◆ Data for this exercise:

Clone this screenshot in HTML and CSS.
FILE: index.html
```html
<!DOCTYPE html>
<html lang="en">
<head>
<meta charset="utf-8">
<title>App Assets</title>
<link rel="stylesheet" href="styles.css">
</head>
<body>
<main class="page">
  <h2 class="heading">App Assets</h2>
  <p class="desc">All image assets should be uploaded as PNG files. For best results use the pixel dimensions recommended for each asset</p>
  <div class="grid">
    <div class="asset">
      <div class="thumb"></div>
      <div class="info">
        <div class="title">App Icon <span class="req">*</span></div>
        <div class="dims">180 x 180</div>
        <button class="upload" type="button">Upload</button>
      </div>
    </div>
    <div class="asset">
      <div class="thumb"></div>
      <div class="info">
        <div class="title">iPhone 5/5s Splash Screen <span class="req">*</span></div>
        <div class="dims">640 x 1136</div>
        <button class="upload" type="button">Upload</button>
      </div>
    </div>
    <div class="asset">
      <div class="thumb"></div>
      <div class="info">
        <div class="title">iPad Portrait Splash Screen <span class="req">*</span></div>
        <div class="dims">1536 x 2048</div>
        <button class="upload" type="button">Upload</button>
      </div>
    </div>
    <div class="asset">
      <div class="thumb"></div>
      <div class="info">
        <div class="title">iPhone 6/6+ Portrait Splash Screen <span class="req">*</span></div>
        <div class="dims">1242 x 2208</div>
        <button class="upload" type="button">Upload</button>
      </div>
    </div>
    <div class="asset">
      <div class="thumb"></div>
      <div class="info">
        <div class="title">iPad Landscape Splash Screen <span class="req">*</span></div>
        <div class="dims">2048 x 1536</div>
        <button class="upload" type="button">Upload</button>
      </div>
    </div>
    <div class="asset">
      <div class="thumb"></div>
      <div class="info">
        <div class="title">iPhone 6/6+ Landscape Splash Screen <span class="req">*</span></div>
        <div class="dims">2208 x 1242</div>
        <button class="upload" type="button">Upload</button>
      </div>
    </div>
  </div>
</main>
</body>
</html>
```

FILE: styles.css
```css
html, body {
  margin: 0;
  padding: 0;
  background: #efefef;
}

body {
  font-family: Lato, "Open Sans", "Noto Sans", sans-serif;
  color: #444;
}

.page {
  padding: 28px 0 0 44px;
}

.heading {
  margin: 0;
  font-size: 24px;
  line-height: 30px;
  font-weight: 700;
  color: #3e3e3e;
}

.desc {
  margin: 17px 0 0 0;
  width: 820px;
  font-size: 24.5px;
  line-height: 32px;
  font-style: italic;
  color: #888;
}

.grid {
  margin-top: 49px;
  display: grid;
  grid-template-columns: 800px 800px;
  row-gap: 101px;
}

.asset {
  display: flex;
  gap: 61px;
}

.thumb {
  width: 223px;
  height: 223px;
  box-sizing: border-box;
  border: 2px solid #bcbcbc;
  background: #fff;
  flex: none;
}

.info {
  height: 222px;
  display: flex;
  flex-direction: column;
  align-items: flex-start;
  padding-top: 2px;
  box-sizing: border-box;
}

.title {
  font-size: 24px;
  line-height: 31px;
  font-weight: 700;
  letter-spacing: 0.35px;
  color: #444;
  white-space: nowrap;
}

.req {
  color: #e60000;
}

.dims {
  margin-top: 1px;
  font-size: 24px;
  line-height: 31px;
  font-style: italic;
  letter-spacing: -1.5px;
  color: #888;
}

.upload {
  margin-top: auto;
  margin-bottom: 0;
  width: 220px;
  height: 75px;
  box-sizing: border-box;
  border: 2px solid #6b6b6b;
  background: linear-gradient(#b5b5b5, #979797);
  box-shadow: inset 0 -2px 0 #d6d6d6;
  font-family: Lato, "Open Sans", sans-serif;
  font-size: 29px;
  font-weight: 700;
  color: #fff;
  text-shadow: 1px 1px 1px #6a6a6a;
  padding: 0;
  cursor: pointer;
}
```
--
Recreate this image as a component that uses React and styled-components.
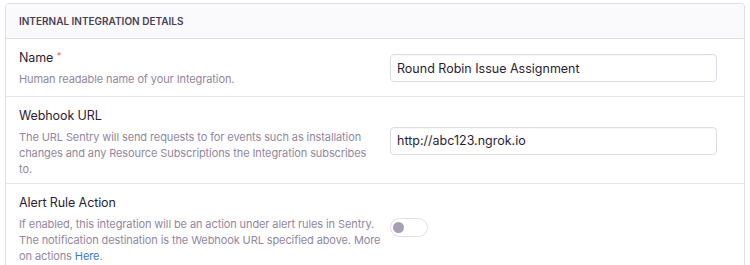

◆ Exercise details:
Check the data for the word "image" and pull out the lines that have it.

◆ In response:
  <p class="desc">All image assets should be uploaded as PNG files. For best results use the pixel dimensions recommended for each asset</p>
Recreate this image as a component that uses React and styled-components.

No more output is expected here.